Space Station vocabulary
- Module: a self-contained unit of a spacecraft
- Truss: a beam that serves as the space station’s backbone to which some parts are connected
- Airlock: an airtight room with two entrances that allows an astronaut to go on a spacewalk without letting the air out of the spacecraft
- Microgravity: the condition of being weightless, or of the near absence of gravity
Did you know this year marks 20 years of continuous human habitation aboard the International Space Station?
NASA’s mission to build an International Space Station (ISS) began in 1984 with a directive from President Reagan. The first ISS segment launched November 1998, and crews have lived continuously aboard the floating laboratory since November 2000.
10 quick facts about the space station
- In 24 hours, the space station makes 16 orbits of Earth, traveling through 16 sunrises and sunsets
- The space station travels an equivalent distance to the Moon and back in about a day.
- An international crew of six people live and work while traveling at a speed of five miles per second, orbiting Earth about every 90 minutes.
- 239 individuals from 19 countries have visited the International Space Station.
- A spacecraft can arrive at the space station as soon as six hours after launching from Earth.
- The large modules and other pieces of the station were delivered on 42 assembly flights, 37 on the U.S. space shuttles and five on Russian Proton/Soyuz rockets.
- Astronauts and cosmonauts have conducted more than 221 spacewalks (and counting!) for space station construction, maintenance and upgrades since December 1998.
- Through Expedition 58, the microgravity laboratory has hosted more than 2,700 research investigations from researchers in more than 103 countries.
- The space station is 357 feet end-to-end, one yard shy of the full length of an American football field including the end zones.
- The acre of solar panels that power the station means sometimes you can look up in the sky at dawn or dusk and see the spaceship flying over your home, even if you live in a big city. Spot the station.
Primary goals of the space station
The ISS is a unique blend of unified and diversified goals among the world’s space agencies that will lead to improvements in life on Earth for all people of all nations.
While the various space agency partners may emphasize different aspects of research to achieve their goals in the use of the ISS, they are unified in several important overarching goals.
- All of the agencies recognize the importance of leveraging the ISS as an education platform to encourage and motivate today’s youth to pursue careers in math, science, engineering, and technology (STEM): educating the children of today to be the leaders and space explorers of tomorrow.

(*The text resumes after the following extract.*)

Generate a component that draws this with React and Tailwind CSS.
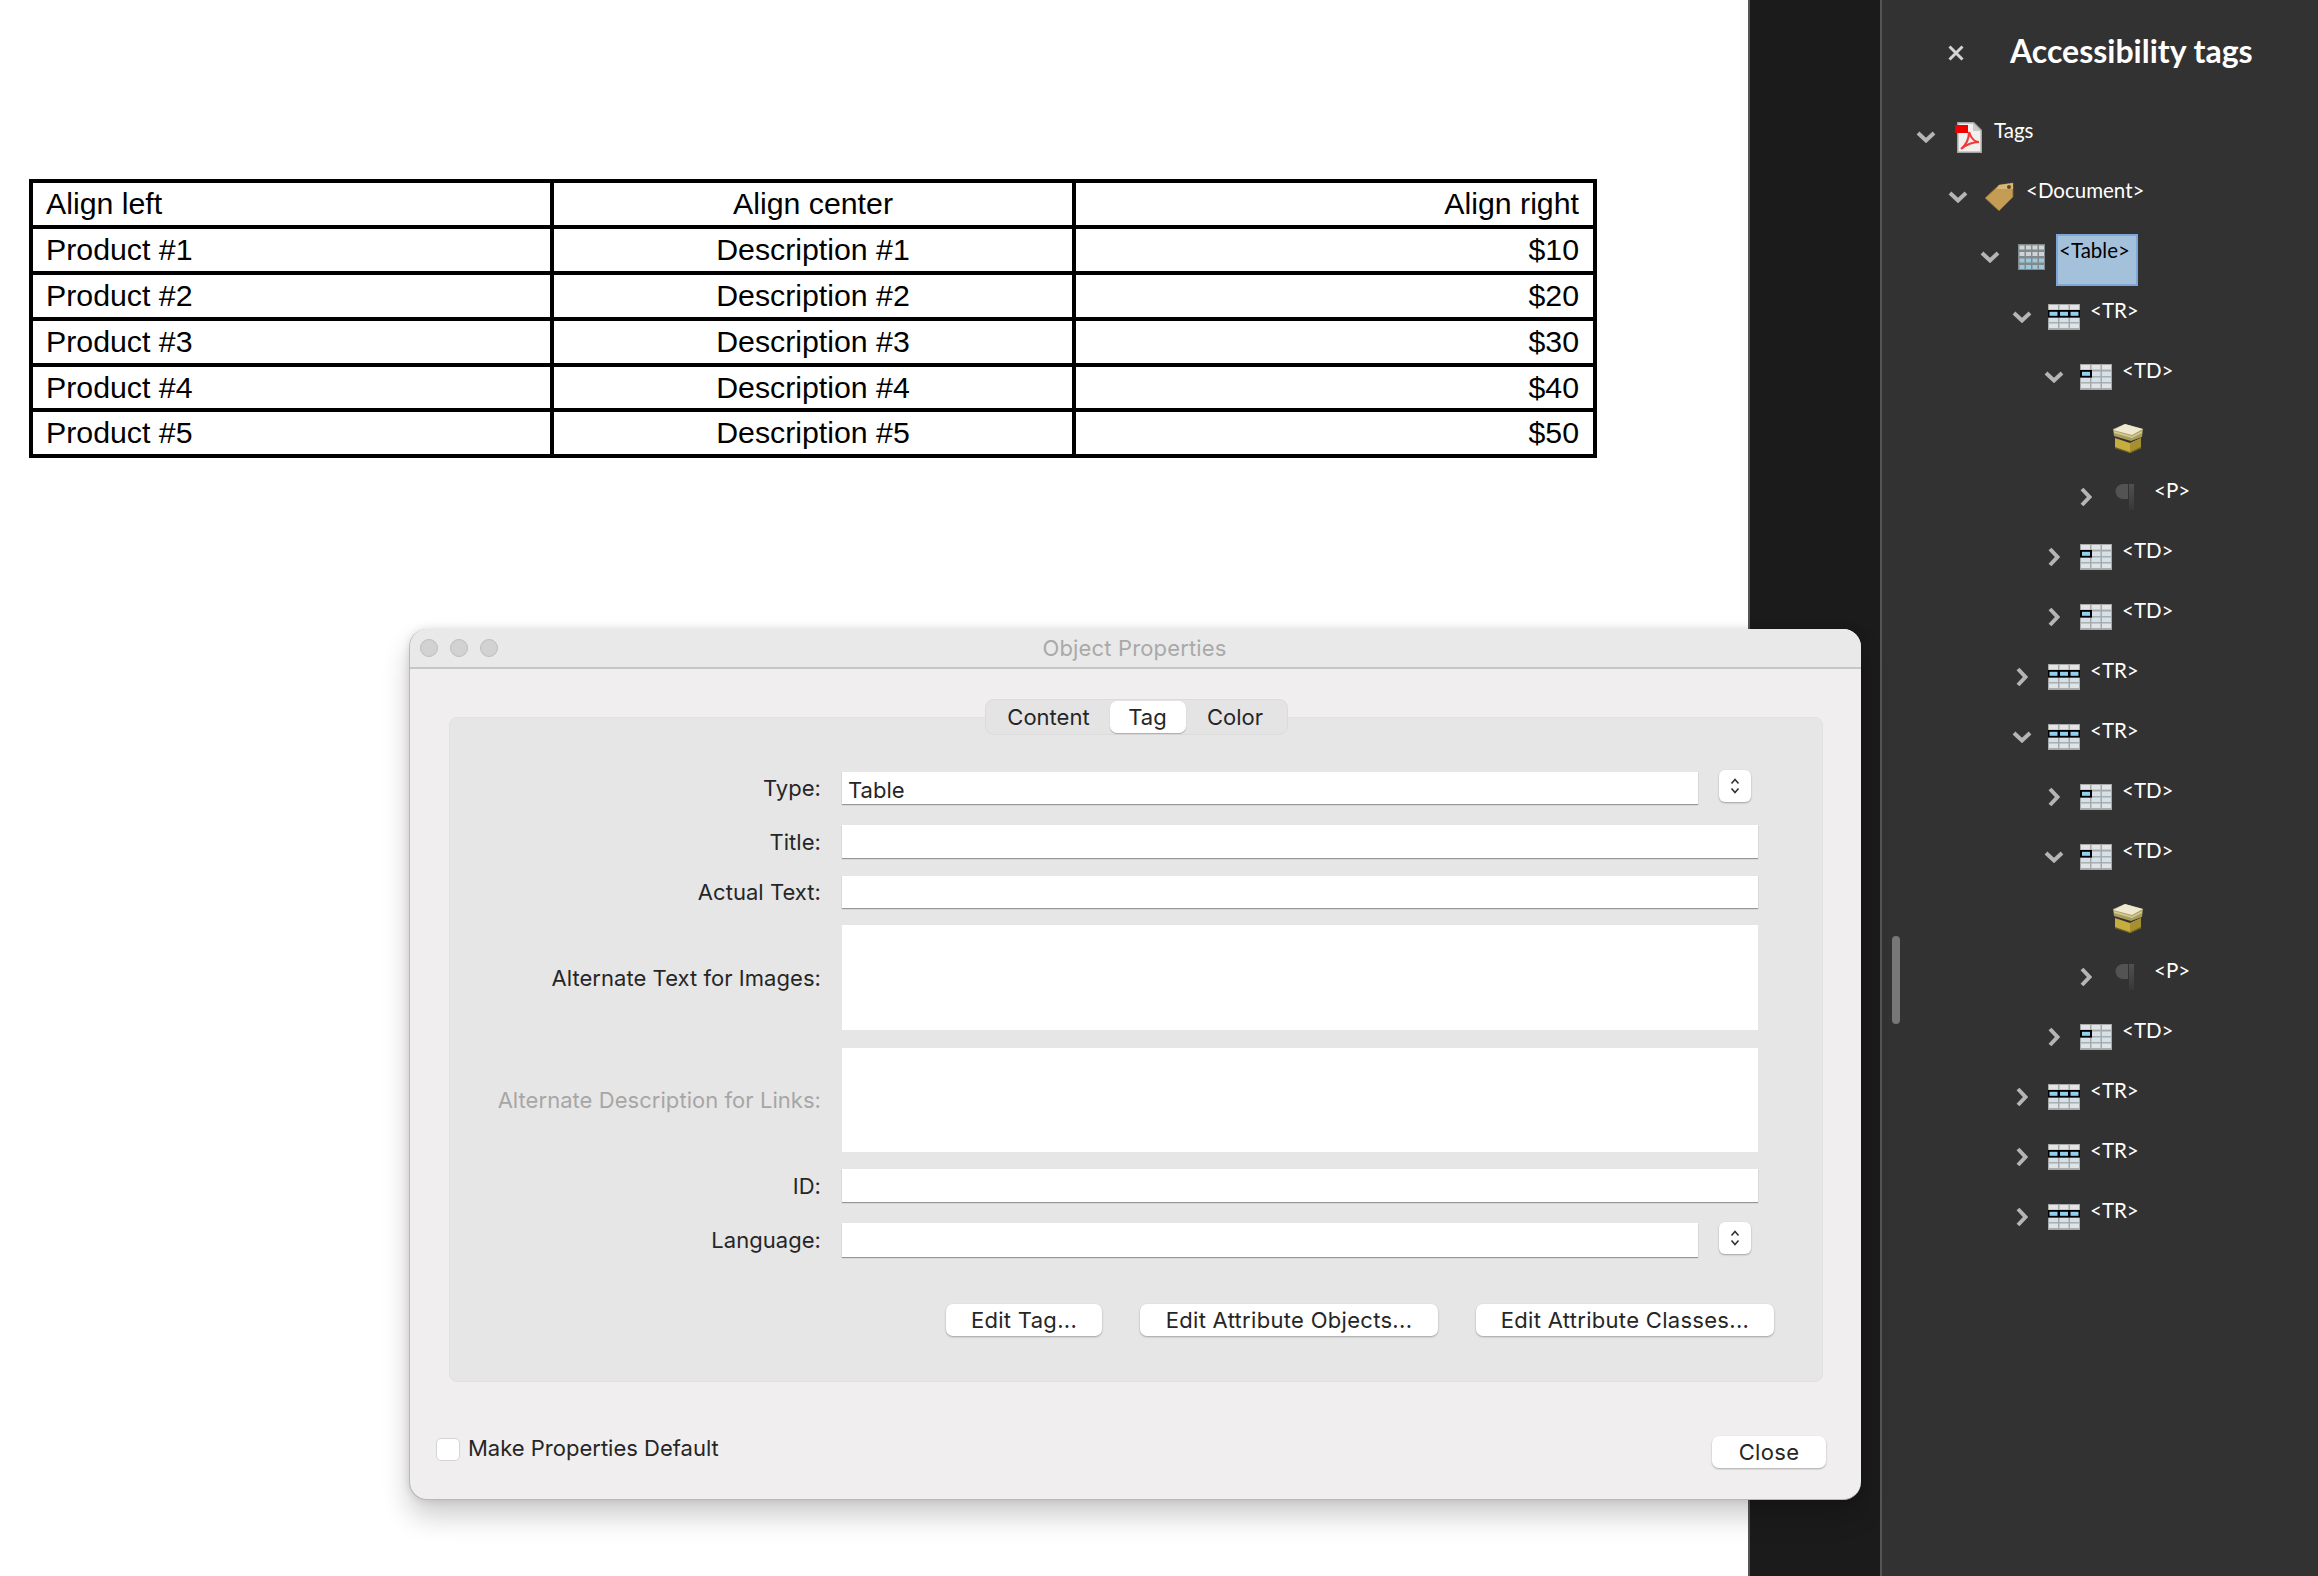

- Advancing our knowledge in the areas of human physiology, biology, and material and physical sciences and translating that knowledge to health, socioeconomic, and environmental benefits on Earth is another common goal of the agencies: returning the knowledge gained in space research for the benefit of society.
- Finally, all the agencies are unified in their goals to apply knowledge gained through ISS research in human physiology, radiation, materials science, engineering, biology, fluid physics, and technology: enabling future space exploration missions.